Stated exercise: Leave out the pictures, and retype only the lines from the beginning of the material through the line that contains "string[]; cls: string;", including both.

_ _ _

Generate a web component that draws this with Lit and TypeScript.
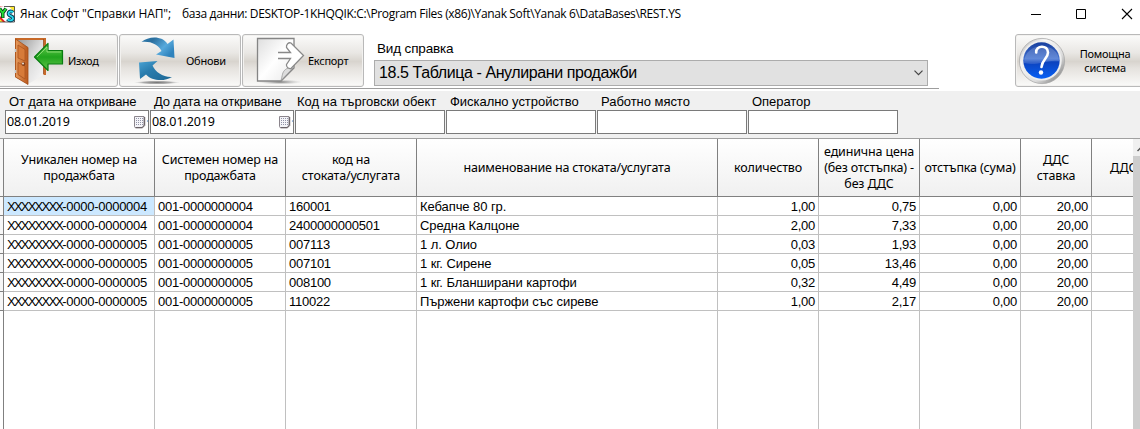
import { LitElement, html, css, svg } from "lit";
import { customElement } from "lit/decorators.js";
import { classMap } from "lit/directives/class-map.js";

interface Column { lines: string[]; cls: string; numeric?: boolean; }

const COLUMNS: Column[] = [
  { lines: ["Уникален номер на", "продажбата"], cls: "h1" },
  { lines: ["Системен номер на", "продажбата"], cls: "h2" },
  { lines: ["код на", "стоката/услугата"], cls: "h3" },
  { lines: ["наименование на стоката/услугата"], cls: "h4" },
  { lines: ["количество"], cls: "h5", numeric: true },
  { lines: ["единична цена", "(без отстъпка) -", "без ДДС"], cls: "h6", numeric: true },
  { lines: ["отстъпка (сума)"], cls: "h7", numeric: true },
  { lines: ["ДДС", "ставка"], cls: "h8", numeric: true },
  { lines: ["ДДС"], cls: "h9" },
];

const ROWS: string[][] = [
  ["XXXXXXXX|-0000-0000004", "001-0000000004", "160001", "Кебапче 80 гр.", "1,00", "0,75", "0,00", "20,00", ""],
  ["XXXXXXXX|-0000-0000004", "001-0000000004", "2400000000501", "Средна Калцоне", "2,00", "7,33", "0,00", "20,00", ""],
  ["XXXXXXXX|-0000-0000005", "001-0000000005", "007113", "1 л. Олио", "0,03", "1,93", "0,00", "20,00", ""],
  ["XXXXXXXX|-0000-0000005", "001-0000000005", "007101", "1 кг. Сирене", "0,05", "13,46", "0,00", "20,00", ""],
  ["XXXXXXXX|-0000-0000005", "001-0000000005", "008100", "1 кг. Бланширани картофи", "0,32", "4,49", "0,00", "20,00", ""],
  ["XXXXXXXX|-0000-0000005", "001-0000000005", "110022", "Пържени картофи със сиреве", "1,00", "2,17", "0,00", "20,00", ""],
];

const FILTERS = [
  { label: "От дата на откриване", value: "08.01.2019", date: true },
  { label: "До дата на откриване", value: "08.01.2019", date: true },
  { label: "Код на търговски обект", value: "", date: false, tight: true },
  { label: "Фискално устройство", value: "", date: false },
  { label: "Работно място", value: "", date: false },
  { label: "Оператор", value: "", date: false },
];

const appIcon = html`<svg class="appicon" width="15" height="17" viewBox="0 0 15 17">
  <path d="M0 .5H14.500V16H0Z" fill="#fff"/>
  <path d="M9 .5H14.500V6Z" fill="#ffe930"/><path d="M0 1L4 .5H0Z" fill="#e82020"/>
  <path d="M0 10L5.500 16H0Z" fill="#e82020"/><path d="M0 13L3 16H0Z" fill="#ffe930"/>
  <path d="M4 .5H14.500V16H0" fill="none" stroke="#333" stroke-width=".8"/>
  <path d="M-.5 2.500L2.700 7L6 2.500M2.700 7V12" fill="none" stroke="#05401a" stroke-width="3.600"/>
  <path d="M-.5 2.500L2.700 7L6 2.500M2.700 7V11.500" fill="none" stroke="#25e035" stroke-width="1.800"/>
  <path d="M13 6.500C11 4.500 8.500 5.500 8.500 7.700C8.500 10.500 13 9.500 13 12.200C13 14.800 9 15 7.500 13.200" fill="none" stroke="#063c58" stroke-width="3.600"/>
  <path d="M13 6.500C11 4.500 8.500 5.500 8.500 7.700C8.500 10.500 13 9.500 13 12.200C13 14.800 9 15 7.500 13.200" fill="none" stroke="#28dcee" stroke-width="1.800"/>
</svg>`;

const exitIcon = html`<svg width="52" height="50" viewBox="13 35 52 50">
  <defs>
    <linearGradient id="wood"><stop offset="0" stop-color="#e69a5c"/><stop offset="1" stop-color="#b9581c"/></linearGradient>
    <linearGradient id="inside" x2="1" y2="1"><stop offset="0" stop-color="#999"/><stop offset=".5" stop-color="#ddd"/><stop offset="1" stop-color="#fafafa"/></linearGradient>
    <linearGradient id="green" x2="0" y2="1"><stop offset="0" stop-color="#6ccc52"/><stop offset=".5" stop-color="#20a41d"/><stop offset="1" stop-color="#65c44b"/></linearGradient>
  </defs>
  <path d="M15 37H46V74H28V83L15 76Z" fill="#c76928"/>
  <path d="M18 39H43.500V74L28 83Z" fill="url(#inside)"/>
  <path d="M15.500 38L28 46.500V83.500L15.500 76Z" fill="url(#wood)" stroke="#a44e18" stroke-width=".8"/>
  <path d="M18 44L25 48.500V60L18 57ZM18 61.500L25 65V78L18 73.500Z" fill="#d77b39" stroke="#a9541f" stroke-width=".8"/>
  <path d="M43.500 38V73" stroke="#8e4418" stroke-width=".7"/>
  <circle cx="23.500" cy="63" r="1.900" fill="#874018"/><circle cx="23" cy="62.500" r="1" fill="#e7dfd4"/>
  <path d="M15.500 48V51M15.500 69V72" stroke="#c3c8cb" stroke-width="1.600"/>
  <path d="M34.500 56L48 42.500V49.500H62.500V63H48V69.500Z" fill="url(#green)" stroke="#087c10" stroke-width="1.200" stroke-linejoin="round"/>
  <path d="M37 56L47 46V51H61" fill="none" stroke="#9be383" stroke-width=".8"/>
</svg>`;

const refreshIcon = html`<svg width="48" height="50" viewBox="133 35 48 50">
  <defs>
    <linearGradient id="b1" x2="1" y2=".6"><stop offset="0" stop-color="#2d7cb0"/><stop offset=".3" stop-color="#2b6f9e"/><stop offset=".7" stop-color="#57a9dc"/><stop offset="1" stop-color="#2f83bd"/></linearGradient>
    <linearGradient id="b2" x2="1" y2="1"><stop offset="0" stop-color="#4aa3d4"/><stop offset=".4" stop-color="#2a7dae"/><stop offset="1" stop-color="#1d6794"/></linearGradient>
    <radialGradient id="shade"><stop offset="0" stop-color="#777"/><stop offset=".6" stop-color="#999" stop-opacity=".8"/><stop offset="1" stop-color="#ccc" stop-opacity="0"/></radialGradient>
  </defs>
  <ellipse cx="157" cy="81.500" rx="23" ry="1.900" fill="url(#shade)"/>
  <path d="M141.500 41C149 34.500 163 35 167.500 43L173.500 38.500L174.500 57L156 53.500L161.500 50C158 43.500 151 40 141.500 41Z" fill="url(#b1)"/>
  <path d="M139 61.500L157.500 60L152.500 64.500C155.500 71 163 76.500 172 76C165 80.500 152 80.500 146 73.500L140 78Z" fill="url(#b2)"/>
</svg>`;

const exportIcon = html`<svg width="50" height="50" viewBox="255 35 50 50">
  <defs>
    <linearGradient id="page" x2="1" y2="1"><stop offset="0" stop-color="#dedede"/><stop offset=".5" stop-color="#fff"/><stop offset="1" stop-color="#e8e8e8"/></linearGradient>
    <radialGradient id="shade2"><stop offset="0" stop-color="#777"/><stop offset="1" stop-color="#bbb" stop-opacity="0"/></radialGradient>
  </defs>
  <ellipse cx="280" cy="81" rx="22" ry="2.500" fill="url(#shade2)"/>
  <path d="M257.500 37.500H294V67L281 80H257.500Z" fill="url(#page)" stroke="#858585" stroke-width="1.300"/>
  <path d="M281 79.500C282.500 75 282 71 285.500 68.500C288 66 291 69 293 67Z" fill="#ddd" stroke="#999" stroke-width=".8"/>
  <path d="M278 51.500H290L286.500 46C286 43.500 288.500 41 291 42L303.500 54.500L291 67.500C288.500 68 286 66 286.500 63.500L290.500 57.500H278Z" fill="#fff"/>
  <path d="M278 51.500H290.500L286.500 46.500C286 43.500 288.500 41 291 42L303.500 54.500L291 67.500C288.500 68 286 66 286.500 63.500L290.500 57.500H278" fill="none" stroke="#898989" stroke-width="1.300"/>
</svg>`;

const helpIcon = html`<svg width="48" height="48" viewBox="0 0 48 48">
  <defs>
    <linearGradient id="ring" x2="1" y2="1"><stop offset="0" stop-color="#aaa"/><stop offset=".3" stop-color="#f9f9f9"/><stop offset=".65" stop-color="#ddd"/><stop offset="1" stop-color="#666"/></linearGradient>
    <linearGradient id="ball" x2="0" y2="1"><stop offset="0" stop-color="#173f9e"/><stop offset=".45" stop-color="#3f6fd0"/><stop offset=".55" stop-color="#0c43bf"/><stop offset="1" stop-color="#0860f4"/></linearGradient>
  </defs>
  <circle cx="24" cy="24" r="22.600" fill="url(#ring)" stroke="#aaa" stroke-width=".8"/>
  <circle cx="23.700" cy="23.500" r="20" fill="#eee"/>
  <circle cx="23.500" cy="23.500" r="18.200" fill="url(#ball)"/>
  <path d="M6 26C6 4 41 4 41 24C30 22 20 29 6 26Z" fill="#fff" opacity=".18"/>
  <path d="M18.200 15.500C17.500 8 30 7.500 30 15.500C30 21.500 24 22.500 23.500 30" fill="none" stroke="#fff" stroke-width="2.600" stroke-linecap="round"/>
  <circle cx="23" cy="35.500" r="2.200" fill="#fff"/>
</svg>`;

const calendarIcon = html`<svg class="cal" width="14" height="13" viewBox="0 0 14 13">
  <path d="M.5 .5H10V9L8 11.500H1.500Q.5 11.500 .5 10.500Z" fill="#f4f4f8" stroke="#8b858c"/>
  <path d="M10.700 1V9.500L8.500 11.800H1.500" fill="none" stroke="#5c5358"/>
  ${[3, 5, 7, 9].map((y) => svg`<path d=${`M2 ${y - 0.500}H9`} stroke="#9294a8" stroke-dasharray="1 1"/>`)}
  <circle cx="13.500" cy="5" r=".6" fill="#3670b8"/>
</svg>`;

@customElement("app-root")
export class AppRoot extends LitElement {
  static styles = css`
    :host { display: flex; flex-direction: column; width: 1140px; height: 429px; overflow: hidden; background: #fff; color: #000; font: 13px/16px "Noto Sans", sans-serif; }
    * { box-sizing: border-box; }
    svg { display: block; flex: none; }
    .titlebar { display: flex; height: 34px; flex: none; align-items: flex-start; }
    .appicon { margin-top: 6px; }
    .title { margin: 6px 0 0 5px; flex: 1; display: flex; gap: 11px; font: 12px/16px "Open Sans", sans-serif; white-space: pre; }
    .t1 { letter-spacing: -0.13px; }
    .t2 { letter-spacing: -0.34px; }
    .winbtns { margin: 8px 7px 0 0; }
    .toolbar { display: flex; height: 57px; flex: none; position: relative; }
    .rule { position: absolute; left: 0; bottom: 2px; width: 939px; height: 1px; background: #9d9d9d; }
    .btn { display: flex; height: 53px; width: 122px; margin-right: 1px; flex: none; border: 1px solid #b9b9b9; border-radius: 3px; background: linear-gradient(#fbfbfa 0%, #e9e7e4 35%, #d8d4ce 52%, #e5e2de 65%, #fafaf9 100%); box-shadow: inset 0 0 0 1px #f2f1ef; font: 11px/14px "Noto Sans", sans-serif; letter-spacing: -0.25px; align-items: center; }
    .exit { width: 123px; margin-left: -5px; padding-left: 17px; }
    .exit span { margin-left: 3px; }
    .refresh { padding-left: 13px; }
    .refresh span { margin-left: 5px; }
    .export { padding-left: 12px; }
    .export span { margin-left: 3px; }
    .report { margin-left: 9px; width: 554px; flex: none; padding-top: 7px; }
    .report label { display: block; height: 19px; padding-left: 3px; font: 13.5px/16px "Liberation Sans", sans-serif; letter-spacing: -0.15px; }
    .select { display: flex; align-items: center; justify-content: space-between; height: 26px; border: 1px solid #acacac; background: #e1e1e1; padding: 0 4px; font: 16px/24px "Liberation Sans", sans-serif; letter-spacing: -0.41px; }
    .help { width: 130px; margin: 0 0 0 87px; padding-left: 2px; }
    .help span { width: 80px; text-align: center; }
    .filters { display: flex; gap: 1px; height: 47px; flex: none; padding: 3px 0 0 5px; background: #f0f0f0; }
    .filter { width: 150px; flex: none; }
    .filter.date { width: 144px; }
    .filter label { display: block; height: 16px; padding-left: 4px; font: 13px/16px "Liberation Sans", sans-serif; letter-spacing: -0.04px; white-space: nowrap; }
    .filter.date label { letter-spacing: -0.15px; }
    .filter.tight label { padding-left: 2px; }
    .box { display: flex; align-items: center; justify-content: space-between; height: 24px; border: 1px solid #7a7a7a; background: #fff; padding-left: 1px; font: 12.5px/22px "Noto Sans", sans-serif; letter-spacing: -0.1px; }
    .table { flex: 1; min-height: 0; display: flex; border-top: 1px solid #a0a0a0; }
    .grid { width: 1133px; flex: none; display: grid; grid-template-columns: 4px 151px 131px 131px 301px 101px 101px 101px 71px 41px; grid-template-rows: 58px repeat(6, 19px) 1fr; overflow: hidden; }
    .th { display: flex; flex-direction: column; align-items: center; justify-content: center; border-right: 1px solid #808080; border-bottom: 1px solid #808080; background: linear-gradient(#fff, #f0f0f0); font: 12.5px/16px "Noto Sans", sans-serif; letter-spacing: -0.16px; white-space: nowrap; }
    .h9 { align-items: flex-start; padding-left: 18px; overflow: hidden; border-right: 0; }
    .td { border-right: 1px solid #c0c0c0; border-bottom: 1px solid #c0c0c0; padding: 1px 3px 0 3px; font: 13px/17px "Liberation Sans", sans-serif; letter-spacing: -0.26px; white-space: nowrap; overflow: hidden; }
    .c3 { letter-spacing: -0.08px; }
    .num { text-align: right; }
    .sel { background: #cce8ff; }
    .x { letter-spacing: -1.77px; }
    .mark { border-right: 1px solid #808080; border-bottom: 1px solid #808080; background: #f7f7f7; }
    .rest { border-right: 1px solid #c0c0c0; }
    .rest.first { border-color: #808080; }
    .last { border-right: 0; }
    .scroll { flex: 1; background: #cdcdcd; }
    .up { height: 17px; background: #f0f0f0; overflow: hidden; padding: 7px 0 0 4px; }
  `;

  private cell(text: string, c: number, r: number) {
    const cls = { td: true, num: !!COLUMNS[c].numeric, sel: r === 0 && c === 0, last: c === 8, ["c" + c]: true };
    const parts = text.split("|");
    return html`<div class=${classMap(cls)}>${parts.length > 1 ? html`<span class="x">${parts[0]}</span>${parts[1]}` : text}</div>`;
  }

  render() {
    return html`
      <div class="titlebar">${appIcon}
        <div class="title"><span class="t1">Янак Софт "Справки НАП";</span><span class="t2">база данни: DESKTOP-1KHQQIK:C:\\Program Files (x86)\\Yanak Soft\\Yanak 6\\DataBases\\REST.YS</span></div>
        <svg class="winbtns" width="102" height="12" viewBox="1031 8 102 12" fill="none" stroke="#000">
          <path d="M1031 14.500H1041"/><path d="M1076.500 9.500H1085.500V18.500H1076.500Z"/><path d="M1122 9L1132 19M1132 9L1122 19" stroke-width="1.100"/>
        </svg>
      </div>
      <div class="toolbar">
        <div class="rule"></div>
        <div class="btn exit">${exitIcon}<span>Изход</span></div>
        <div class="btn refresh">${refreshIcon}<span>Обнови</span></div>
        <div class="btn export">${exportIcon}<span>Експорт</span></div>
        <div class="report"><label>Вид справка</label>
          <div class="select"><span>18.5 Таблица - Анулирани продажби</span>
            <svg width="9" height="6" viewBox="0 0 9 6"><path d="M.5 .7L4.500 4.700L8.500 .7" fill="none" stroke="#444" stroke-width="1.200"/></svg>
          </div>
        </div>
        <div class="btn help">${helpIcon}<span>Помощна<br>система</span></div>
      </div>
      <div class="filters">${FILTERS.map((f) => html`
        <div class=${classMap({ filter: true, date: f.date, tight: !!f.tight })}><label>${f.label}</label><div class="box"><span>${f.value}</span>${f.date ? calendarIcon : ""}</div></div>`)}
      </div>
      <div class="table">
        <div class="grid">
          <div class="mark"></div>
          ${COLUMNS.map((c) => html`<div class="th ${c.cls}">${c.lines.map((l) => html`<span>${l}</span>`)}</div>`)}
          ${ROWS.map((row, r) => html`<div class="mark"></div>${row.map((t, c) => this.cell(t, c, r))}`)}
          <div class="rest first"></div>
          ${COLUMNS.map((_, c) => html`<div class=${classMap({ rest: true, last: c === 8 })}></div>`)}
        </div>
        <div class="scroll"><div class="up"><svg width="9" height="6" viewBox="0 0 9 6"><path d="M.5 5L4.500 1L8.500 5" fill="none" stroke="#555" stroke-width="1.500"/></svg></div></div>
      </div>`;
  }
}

_ _ _

Answer for the task:
Generate a web component that draws this with Lit and TypeScript.
import { LitElement, html, css, svg } from "lit";
import { customElement } from "lit/decorators.js";
import { classMap } from "lit/directives/class-map.js";

interface Column { lines: string[]; cls: string; numeric?: boolean; }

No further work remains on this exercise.